Exercise task: Pull out every line in the data that has the string "this" in it.

Recorded information:
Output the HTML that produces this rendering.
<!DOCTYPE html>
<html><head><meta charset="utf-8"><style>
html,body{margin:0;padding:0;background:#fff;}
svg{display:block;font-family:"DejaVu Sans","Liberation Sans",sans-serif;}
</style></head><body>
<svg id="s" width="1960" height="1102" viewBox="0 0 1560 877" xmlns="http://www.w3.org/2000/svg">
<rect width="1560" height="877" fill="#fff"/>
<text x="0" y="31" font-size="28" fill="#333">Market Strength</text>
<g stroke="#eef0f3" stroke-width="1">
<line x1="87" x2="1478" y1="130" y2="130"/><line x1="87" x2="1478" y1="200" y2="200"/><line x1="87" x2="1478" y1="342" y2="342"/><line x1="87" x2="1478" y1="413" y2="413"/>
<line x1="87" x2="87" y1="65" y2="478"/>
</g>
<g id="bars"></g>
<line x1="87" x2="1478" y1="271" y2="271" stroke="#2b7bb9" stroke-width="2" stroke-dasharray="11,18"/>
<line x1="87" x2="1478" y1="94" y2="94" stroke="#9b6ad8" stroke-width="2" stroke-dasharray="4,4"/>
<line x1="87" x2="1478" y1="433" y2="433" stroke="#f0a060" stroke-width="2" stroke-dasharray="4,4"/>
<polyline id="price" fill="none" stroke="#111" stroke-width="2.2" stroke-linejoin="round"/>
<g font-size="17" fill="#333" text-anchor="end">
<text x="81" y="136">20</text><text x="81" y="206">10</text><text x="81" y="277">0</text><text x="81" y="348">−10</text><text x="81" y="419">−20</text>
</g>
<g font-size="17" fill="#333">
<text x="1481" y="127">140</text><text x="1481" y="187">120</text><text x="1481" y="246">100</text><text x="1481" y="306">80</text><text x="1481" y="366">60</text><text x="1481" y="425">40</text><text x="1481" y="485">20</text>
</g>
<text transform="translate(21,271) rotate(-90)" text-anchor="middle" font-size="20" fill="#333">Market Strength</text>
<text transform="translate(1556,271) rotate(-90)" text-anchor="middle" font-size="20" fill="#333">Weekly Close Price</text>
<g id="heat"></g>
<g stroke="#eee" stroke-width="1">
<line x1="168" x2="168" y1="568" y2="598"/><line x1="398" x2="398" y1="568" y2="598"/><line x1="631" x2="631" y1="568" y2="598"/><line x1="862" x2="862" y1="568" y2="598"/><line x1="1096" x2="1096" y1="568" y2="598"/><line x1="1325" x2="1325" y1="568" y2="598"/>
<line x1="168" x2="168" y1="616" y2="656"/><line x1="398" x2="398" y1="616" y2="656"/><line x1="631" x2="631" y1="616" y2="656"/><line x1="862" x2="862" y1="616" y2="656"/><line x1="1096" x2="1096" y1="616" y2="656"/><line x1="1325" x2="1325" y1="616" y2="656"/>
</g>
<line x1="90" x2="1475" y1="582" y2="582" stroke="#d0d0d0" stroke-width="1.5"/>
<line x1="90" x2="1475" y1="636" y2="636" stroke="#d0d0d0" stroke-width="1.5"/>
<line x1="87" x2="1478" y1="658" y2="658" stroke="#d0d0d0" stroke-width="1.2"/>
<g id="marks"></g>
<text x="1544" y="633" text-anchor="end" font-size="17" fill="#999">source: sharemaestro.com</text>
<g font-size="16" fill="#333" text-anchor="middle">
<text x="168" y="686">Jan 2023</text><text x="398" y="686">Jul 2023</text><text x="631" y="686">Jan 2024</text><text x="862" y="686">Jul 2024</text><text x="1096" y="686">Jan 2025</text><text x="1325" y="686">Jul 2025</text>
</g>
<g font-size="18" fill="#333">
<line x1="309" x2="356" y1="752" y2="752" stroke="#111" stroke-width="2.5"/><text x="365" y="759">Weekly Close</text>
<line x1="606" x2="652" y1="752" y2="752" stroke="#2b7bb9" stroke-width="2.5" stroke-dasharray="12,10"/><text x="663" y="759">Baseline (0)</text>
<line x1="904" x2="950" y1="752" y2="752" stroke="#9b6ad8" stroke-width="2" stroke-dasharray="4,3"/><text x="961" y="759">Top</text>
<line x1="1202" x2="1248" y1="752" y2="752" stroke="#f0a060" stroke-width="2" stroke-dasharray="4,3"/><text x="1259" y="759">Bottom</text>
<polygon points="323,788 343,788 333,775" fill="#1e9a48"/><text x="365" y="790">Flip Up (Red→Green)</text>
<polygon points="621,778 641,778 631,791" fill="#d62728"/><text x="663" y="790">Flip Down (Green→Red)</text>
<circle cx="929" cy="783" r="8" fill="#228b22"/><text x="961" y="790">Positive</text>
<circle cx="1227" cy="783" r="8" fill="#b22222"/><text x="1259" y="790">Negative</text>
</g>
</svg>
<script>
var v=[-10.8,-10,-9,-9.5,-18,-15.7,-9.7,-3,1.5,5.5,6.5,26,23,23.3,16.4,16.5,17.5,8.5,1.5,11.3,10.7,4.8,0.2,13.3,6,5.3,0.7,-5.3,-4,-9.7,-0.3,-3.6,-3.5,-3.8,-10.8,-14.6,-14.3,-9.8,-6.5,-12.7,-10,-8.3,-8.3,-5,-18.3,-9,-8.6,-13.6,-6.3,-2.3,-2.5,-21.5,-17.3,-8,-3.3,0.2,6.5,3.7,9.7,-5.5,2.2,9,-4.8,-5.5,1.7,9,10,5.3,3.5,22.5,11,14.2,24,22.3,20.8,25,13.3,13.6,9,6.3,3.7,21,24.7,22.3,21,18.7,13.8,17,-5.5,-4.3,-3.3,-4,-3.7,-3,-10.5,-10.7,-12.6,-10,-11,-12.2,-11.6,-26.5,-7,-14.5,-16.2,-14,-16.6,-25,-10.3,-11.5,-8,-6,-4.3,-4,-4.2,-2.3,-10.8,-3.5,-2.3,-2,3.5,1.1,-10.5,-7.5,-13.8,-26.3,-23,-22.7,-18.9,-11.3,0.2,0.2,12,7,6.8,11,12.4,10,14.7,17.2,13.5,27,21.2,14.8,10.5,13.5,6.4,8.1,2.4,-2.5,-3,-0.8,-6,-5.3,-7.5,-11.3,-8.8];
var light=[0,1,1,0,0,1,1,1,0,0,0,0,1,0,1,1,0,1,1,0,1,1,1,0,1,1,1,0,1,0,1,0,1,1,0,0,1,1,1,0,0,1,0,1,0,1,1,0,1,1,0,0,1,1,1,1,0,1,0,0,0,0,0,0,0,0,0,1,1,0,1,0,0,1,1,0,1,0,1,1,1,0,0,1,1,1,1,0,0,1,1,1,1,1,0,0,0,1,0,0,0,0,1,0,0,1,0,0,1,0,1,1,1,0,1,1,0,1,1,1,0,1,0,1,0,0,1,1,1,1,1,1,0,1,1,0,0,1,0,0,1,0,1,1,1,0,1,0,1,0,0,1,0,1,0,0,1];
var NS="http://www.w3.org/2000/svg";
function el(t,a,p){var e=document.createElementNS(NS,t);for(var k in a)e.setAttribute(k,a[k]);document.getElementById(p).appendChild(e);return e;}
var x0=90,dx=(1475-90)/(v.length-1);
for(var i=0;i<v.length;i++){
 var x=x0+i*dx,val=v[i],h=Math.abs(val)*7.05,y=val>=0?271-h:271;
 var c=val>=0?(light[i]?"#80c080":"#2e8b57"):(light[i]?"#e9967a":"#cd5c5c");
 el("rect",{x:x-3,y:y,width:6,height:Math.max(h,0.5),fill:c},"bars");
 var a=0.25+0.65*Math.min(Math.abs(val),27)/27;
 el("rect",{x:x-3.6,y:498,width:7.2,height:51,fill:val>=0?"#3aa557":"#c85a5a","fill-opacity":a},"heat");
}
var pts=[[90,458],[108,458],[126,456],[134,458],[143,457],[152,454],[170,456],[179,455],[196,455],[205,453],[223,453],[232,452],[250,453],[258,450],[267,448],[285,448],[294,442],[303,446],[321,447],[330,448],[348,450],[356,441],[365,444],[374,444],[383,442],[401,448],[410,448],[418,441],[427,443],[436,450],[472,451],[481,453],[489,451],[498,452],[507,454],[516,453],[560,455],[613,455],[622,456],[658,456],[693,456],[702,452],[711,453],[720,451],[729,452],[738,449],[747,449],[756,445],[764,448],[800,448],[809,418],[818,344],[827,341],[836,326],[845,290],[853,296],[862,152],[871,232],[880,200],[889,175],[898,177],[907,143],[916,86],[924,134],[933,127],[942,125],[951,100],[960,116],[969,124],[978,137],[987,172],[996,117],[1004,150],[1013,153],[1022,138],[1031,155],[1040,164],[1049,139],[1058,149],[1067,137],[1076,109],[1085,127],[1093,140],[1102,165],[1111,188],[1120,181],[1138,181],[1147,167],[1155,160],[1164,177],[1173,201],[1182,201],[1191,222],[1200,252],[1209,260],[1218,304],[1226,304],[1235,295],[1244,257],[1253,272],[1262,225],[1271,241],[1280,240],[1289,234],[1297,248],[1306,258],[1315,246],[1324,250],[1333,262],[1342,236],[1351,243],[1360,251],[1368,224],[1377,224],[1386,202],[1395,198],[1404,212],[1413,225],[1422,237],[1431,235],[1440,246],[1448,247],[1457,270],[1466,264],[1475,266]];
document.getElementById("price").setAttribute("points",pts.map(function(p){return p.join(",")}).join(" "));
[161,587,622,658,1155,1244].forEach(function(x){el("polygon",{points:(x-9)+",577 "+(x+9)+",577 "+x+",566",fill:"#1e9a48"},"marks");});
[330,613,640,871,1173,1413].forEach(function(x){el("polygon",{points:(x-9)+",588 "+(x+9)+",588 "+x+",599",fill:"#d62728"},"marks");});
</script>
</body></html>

* * *

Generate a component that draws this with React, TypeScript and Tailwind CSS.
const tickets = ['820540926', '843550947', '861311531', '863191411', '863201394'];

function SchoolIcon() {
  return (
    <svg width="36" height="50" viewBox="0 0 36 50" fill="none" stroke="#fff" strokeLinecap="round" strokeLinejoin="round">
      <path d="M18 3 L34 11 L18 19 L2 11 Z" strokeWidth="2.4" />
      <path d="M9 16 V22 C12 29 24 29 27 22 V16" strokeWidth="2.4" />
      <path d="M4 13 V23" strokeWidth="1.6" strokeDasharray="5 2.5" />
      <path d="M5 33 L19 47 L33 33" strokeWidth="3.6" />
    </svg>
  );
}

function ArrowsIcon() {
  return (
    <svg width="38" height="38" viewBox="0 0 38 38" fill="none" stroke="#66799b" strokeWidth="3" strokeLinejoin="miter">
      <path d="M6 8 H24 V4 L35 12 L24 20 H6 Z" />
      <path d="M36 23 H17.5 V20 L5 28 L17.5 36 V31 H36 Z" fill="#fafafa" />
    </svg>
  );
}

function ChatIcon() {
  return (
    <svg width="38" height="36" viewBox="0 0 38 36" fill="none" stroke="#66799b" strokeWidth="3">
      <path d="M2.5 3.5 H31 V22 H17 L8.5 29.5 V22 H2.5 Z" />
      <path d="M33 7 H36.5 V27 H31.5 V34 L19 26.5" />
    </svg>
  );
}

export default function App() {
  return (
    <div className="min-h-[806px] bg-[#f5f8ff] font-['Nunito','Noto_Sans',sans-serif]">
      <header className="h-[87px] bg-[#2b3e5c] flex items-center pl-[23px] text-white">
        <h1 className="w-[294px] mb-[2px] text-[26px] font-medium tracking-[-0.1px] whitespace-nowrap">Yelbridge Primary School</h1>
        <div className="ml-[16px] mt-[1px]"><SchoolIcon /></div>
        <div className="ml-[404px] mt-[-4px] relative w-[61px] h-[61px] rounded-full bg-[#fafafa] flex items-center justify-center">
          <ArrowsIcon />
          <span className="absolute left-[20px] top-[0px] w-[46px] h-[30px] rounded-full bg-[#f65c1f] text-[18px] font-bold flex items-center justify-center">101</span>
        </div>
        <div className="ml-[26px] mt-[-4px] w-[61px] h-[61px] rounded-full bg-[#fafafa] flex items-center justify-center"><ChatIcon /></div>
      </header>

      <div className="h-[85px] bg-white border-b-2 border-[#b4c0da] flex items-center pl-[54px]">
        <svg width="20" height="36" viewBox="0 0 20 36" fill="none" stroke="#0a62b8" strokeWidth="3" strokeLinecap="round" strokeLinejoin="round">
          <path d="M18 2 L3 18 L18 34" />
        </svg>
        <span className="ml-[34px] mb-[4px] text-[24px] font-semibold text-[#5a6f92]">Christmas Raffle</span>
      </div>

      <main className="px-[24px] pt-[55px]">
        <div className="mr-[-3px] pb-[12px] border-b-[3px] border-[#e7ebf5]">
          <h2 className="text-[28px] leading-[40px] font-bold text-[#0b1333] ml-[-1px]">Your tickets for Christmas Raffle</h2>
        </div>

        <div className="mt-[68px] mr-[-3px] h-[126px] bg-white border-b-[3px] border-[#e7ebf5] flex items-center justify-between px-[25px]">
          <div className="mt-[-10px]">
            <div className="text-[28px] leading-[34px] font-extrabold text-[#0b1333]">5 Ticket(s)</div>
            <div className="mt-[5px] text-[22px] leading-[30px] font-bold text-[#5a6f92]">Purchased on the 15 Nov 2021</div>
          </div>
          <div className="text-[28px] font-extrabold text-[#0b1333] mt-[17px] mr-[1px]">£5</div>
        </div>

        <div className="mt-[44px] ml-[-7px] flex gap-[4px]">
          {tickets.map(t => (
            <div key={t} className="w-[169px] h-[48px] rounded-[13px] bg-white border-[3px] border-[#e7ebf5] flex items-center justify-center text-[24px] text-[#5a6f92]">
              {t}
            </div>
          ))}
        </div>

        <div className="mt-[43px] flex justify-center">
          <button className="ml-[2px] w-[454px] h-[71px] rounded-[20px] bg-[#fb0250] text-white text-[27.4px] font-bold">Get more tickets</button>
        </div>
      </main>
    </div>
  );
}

---

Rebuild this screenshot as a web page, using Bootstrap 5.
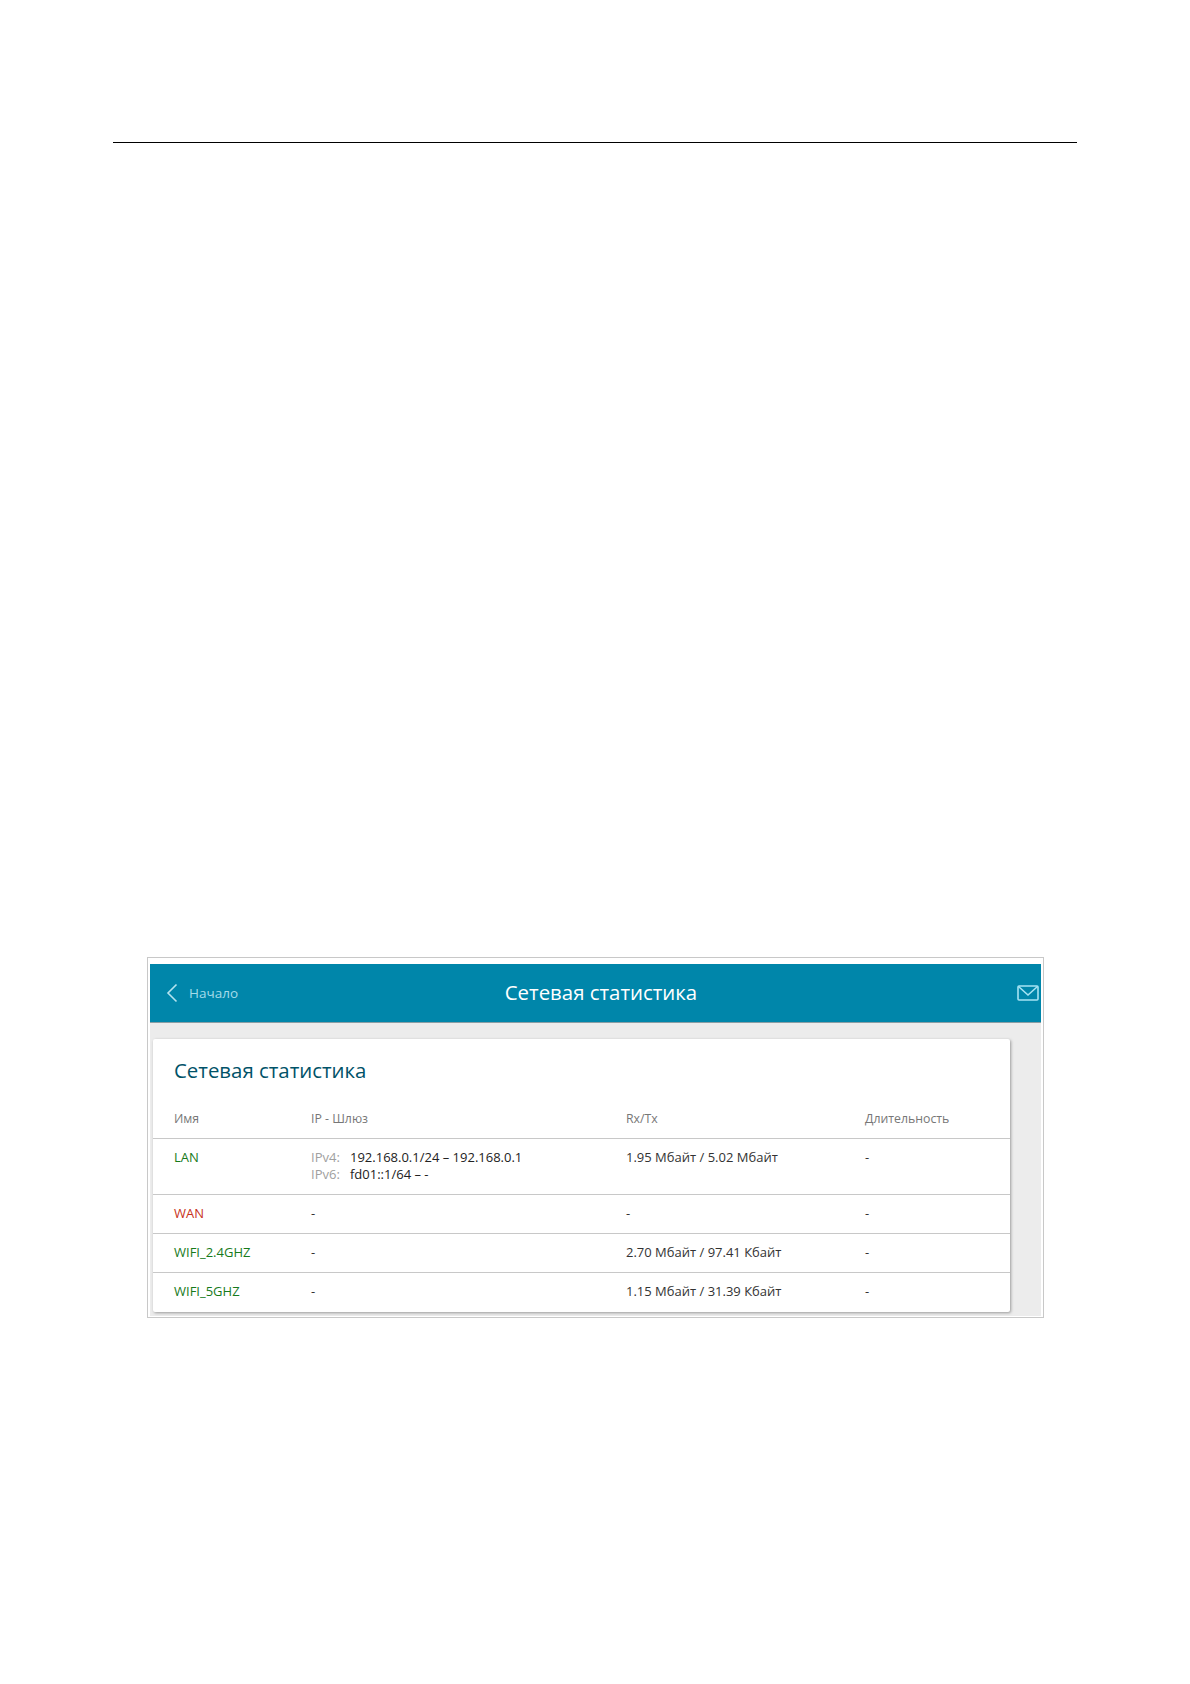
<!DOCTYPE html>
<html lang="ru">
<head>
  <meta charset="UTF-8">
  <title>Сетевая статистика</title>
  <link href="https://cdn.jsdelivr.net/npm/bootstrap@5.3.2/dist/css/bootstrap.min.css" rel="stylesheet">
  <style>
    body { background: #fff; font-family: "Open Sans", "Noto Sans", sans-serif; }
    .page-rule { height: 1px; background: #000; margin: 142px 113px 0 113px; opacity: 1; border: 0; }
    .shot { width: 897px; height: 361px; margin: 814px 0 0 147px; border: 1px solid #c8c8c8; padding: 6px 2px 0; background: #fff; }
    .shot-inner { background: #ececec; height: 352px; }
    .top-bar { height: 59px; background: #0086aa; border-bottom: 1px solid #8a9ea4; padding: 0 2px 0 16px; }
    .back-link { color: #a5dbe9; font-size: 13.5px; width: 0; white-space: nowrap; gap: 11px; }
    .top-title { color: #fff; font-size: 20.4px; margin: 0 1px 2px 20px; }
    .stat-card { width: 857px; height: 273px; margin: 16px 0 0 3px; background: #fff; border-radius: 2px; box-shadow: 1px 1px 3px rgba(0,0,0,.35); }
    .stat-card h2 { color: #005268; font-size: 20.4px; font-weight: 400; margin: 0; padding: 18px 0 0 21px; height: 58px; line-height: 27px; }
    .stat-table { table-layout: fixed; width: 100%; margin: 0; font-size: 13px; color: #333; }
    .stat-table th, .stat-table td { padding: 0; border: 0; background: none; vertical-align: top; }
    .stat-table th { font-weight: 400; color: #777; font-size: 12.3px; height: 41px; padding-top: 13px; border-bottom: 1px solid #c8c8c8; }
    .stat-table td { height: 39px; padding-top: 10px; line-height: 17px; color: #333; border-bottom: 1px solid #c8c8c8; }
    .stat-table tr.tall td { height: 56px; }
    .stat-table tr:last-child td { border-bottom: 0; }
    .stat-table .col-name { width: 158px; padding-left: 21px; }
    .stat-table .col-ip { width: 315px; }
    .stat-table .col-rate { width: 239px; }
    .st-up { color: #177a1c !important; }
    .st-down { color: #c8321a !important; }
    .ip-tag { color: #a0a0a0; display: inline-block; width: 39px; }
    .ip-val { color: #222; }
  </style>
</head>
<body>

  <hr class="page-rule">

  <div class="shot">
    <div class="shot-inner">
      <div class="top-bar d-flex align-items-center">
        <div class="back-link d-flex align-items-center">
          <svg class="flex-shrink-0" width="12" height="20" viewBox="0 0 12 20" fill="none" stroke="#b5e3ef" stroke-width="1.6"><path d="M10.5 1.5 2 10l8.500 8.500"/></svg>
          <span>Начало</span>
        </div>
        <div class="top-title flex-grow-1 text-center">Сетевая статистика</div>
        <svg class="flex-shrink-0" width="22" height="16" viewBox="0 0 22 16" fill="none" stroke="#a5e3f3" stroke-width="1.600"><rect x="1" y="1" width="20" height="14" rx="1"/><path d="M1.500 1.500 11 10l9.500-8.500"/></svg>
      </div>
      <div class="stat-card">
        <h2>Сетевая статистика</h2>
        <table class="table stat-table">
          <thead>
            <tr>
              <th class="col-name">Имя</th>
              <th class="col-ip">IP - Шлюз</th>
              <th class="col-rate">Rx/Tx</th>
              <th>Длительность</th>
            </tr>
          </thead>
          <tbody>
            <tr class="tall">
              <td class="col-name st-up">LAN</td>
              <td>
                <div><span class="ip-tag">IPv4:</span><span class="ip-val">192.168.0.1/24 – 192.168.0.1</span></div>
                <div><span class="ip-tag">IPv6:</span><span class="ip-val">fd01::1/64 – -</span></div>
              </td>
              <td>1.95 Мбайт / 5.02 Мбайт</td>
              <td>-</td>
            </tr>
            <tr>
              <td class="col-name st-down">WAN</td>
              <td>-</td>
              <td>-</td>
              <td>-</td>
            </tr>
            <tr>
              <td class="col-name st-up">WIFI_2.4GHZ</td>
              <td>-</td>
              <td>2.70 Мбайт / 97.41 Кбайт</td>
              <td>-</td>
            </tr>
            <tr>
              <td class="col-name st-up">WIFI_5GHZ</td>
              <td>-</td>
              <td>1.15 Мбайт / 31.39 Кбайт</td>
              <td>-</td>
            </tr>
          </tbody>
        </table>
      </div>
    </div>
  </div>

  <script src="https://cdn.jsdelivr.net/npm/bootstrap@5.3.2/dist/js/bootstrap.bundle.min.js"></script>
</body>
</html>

Expected answer:
Output the HTML that produces this rendering.
Generate a component that draws this with React, TypeScript and Tailwind CSS.
Rebuild this screenshot as a web page, using Bootstrap 5.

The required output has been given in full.